Tegueste’s Traditional Adobo Stew Preserves Canary Island Culinary Heritage
The traditional adobo stew served during the Pilgrimage of Saint Mark in Tegueste, Tenerife, serves as a vital culinary link that preserves the town's agricultural heritage and communal identity.
Canarian cuisine is more than just a cultural tradition; it is a way for locals to preserve their identity in an increasingly standardized world. In the Tenerife town of Tegueste, this is perfectly captured during the Pilgrimage of Saint Mark the Evangelist, held every last Sunday of April. While the event is a religious and festive celebration, it also serves as a showcase for adobo—a dish that is far more than a simple marinade.
Unlike other versions found in the north of the island, adobo in Tegueste is a hearty main course that makes full use of the pig. There is no single written recipe; instead, it is passed down through families, using a mix of lean meat, jowl, belly, and offal like heart, liver, and tongue. The secret lies in the cooking process: no water is used. Instead, the meat is slow-cooked in its own juices and wine, then combined with chickpeas, almonds, raisins, and a fragrant sofrito of garlic, parsley, onion, bay leaf, oregano, and local pimienta picona chili.

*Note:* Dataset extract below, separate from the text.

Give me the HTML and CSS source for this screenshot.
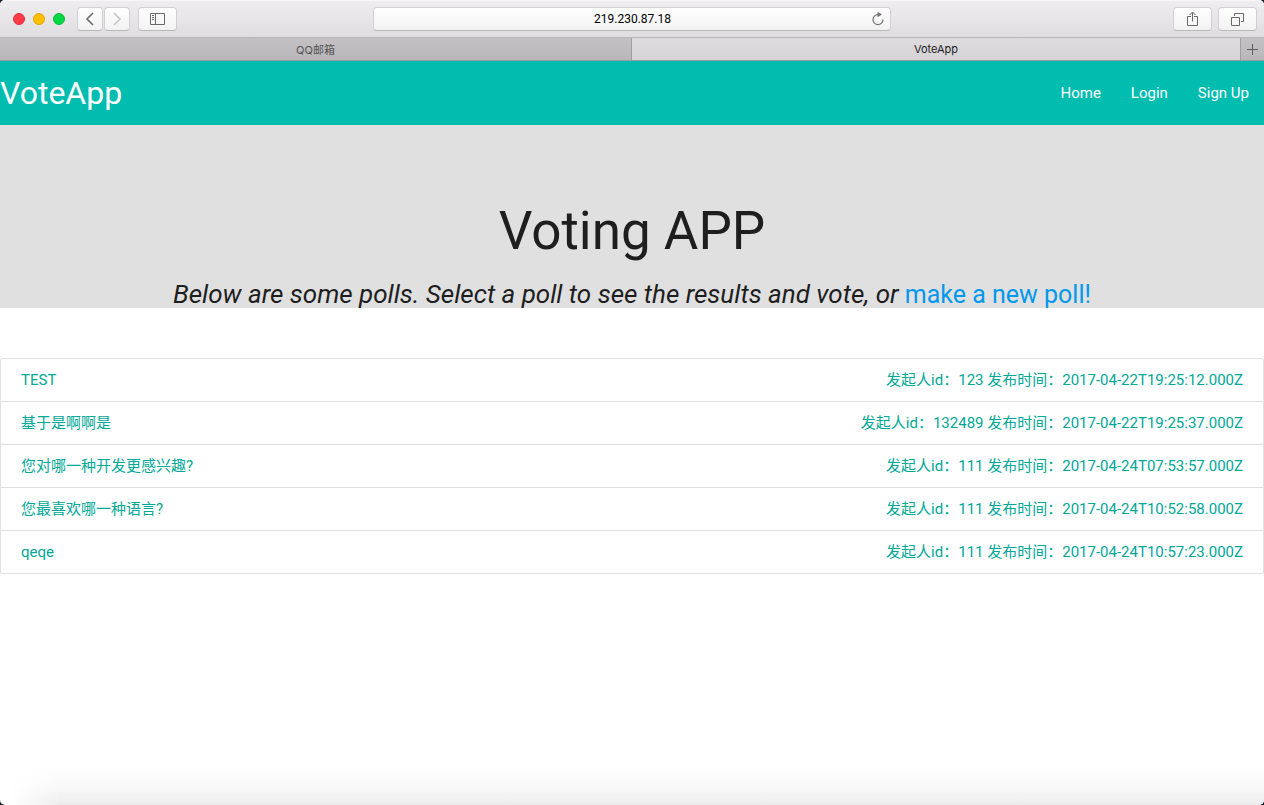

This dish is a piece of living history. The preparation often requires the meat to rest for 24 hours, allowing the flavors to meld—a technique rooted in a time when families relied on what they could produce themselves. Traditional touches, such as using baking soda to tenderize the meat and serving it with papas arrugadas (wrinkled potatoes) or sweet potatoes, highlight the importance of local, farm-to-table cooking. Ultimately, this stew does more than feed the crowds at the Saint Mark festivities; it strengthens the community and keeps the town’s agricultural heritage alive.